Before leaving Praia da Luz, Antonio took an unsolicited detour past the Ocean Club.
Even for someone who has witnessed countless scenes of atrocities in Northern Ireland, it was a most uncomfortable place to see.
While the Ocean Club isn't quite the draw for tourists that it once was, the internet is full of ghoulish pictures and videos of people posing outside the McCanns' apartment, 5A.
Antonio admitted that he felt uneasy passing the Ocean Club, "because I still don't want to imagine what happened there". He certainly didn't want to linger for photographs.
Our guide had earlier been in full hard-sell mode about Praia da Luz, even though its charms didn't need any bigging-up.
The views across its crescent-shaped beach to the renowned caves at Ponta da Piedade in Lagos sold themselves.

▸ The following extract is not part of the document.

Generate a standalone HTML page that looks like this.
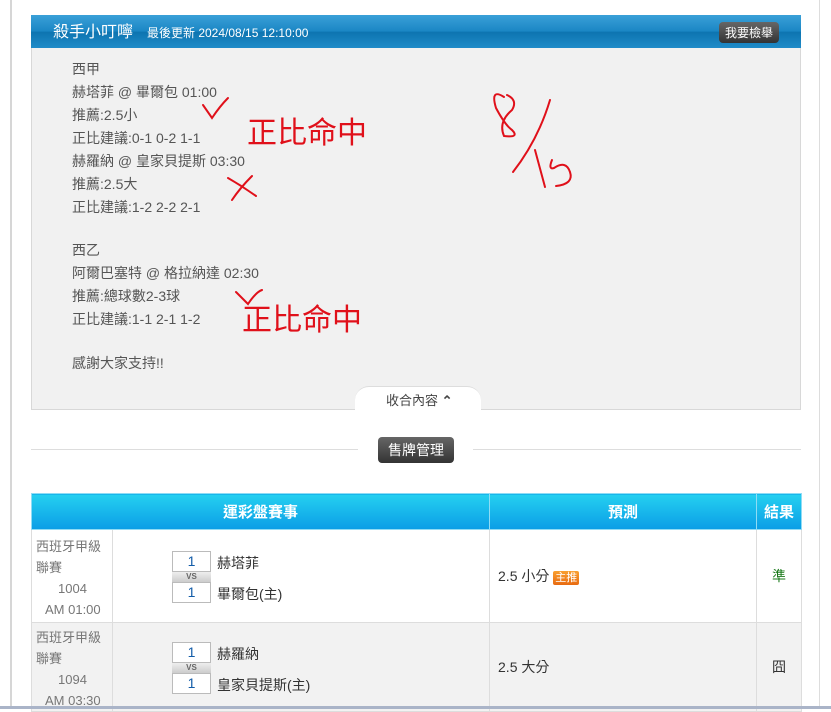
<!DOCTYPE html>
<html><head><meta charset="utf-8"><style>
body{margin:0;width:831px;height:709px;overflow:hidden;background:#fff;font-family:"Liberation Sans","Noto Sans CJK TC",sans-serif;position:relative}
.abs{position:absolute}
.vl{left:10px;top:0;width:2px;height:709px;background:#d6d6d6}
.vr{left:819px;top:0;width:1px;height:709px;background:#ddd}
.panel{left:31px;top:15px;width:768px;height:393px;background:#f1f1f1;border:1px solid #d8d8d8}
.hdr{left:31px;top:15px;width:770px;height:33px;background:linear-gradient(#3aa0d8,#1a86c4 50%,#0d74b0 51%,#1f8bc8);color:#fff}
.lines{left:72px;top:58px;font-size:14px;color:#555;line-height:23px}
.lines div{height:23px}
.btn{background:linear-gradient(#666,#333);color:#fff;border-radius:4px;font-size:12px}
table{position:absolute;left:31px;top:493px;width:770px;border-collapse:collapse;font-size:14px;table-layout:fixed}
th{background:linear-gradient(#25d0f0,#0a9de6);color:#fff;height:35px;font-size:15px;border:1px solid #8fdcf5;font-weight:bold;padding:0}
td{border:1px solid #ddd;color:#333;padding:0}
.sc{display:inline-block;width:37px;height:19px;border:1px solid #bbb;text-align:center;color:#135ca8;background:#fff;line-height:19px}
.vs{width:39px;height:10px;font-size:8px;line-height:10px;text-align:center;background:linear-gradient(#eee,#ccc);color:#666;font-weight:bold}
</style></head><body>
<div class="abs vl"></div><div class="abs vr"></div>
<div class="abs panel"></div>
<div class="abs hdr"><span class="abs" style="left:22px;top:8px;font-size:16px;line-height:20px">殺手小叮嚀</span><span class="abs" style="left:116px;top:9px;font-size:12px">最後更新 2024/08/15 12:10:00</span><span class="abs btn" style="left:688px;top:7px;padding:2px 6px">我要檢舉</span></div>
<div class="abs lines"><div>西甲</div><div>赫塔菲 @ 畢爾包 01:00</div><div>推薦:2.5小</div><div>正比建議:0-1 0-2 1-1</div><div>赫羅納 @ 皇家貝提斯 03:30</div><div>推薦:2.5大</div><div>正比建議:1-2 2-2 2-1</div><div style="height:20px"></div><div>西乙</div><div>阿爾巴塞特 @ 格拉納達 02:30</div><div>推薦:總球數2-3球</div><div>正比建議:1-1 2-1 1-2</div><div style="height:21px"></div><div>感謝大家支持!!</div></div>
<svg class="abs" style="left:0;top:0" width="831" height="400">
<g fill="none" stroke="#e0101a" stroke-width="2" stroke-linecap="round">
<path d="M203 105 L212 118 Q220 106 228 98"/>
<path d="M228 178 Q242 186 256 196 M252 176 Q240 188 232 200"/>
<path d="M236 292 L248 304 Q256 292 262 290"/>
<path d="M504 97 Q490 88 496 108 Q505 125 512 130 Q520 138 504 136 Q498 122 512 110 Q518 100 507 95"/>
<path d="M550 100 Q538 140 513 172"/>
<path d="M535 150 L545 187"/>
<path d="M552 160 Q548 170 554 168 Q566 160 570 172 Q574 184 556 186"/>
</g>
<g fill="#e0101a" font-family="Noto Sans CJK TC,sans-serif" font-size="30"><text x="247" y="143">正比命中</text><text x="242" y="330">正比命中</text></g>
</svg>
<div class="abs" style="left:355px;top:386px;width:126px;height:23px;background:#fff;border-radius:14px 14px 0 0;border-top:1px solid #ddd"></div>
<div class="abs" style="left:386px;top:390px;font-size:13px;color:#444">收合內容 <b>⌃</b></div>
<div class="abs" style="left:31px;top:449px;width:327px;height:1px;background:#ddd"></div>
<div class="abs" style="left:473px;top:449px;width:328px;height:1px;background:#ddd"></div>
<div class="abs btn" style="left:378px;top:437px;width:76px;height:26px;line-height:26px;text-align:center;font-size:14px;border-radius:4px">售牌管理</div>
<table>
<colgroup><col style="width:81px"><col style="width:377px"><col style="width:267px"><col style="width:45px"></colgroup>
<tr><th colspan="2">運彩盤賽事</th><th>預測</th><th>結果</th></tr>
<tr style="height:93px"><td style="font-size:13px;color:#777;padding:4px 0 0 4px;line-height:21px">西班牙甲級<br>聯賽<br><span style="padding-left:22px">1004</span><br><span style="padding-left:9px">AM 01:00</span></td>
<td><div style="margin-left:59px;margin-top:4px;position:relative;height:55px"><div class="sc">1</div><div class="vs">VS</div><div class="sc">1</div><span class="abs" style="left:45px;top:2px">赫塔菲</span><span class="abs" style="left:45px;top:33px">畢爾包(主)</span></div></td>
<td style="padding-left:8px">2.5 小分 <span style="background:linear-gradient(#f9a030,#e86a10);color:#fff;font-size:11px;padding:1px 2px;border-radius:2px">主推</span></td>
<td style="text-align:center;color:#1a7a1a">準</td></tr>
<tr style="height:84px;background:#f2f2f2"><td style="font-size:13px;color:#777;padding:4px 0 0 4px;line-height:21px">西班牙甲級<br>聯賽<br><span style="padding-left:22px">1094</span><br><span style="padding-left:9px">AM 03:30</span></td>
<td><div style="margin-left:59px;margin-top:4px;position:relative;height:55px"><div class="sc">1</div><div class="vs">VS</div><div class="sc">1</div><span class="abs" style="left:45px;top:2px">赫羅納</span><span class="abs" style="left:45px;top:33px">皇家貝提斯(主)</span></div></td>
<td style="padding-left:8px">2.5 大分</td><td style="text-align:center">囧</td></tr>
</table>
<div class="abs" style="left:0;top:706px;width:831px;height:3px;background:#aab4c8"></div>
</body></html>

A rueful Antonio said that Maddie's disappearance "killed" the village for at least two years amid fears that a predator was on the loose.
The number of tourists fell alarmingly as terrified families cancelled their holidays, saying they didn't want to put their children at risk.
Reports said things got so bad that a number of shops which relied on the tourist trade went out of business.
The main visitors were journalists and news crews - the "pariahs of Praia da Luz", as some branded them.
Reporters still visit the village from time to time, but they are usually ignored.
The Netflix series seems to have deepened the locals' resentment.
Few people I approached were willing to talk about Maddie on the record.
"No offence, but we have had enough of the negative media spotlight," said one ex-pat from Leicester.
"We were very friendly and open to journalists at the start. We wanted to do anything we could to help bring the little girl back to her parents.
"But the longer this has gone on, the more tired we have become."
The focus of life in Praia da Luz is its place of worship, the 16th-century Catholic Church of Nossa Senhora da Luz, which sits just above the beach and which is dedicated to "Our Lady of Light" and doubles up as St Vincent's Anglican chaplaincy.
The white and mustard, yellow-trimmed church was instantly recognisable from the news footage of people arriving there to pray for Maddie's safe return.
Her parents were given a key to the building, so they could go there secretly in the middle of the night, away from the gaze of the cameras.
A little corner of the church, which was searched by police, was set aside as a prayer spot, but it is long gone.
My wife lit a candle for the missing girl.
Church officials, including the Anglican cleric Rob Kean, didn't respond to requests for interviews.
One exasperated official in the past told journalists that he would talk about potatoes, the internet, the sea, whatever, "but not Maddie".
English-language newspapers on the Algarve have made clear their frustration at constant approaches for comments from visiting journalists.
They have also attacked the British tabloids for their 'churnalism' - churning out unsubstantiated claims about the notorious case.
Praia da Luz wasn't busy on the day we visited, but on the beach there were clear indications that safety concerns among families have dissipated, as parents watched their children playing happily on the sand and in the sea.
But for a day-trip visitor, it was hard not to let the mind wander to 2007 and all the speculation about what might have happened to Maddie and where she might have ended up.
A number of people in the village have expressed alarm that so many resources have been devoted to the search when many other children have gone missing around the world.
"If Maddie had been the daughter of a poor couple, would so much have been done?" asked one woman.
The cost of the Portuguese and British investigation into the disappearance is staggering - an estimated £12m so far.
Earlier this month, the Home Office in London promised another £300,000 to fund the still-active probe by the Metropolitan Police.
In Portimao, 20 miles from Praia da Luz, the old police station that Gerry and Kate McCann were seen visiting regularly and where they were told they were 'arguidos' (official suspects) has been replaced by a £6m base (the McCanns later had their arguido status lifted).
Police in Portimao and at Policia Judiciara headquarters 200 miles away in Lisbon have always rejected claims that their initial probe was flawed.
They insisted that, at the outset, they were conducting a rescue operation, not a criminal investigation.
English-based friends who have a holiday home in Lagos admitted that the debate over Madeleine McCann's fate was still a live one.
Even the mention of her name sparked a lengthy discussion during our holiday there.
It was clear that opinions which used to be deeply divided aren't quite so split now.
A new official tourist guide goes to extraordinary lengths to assure potential holidaymakers that the reality of Praia da Luz today is that it presents no risks, hailing it as one of the safest places in Portugal.
But another reality for Praia da Luz, which means 'beach of the light', is that what happened 12 years ago may never allow it to emerge fully from the darkness.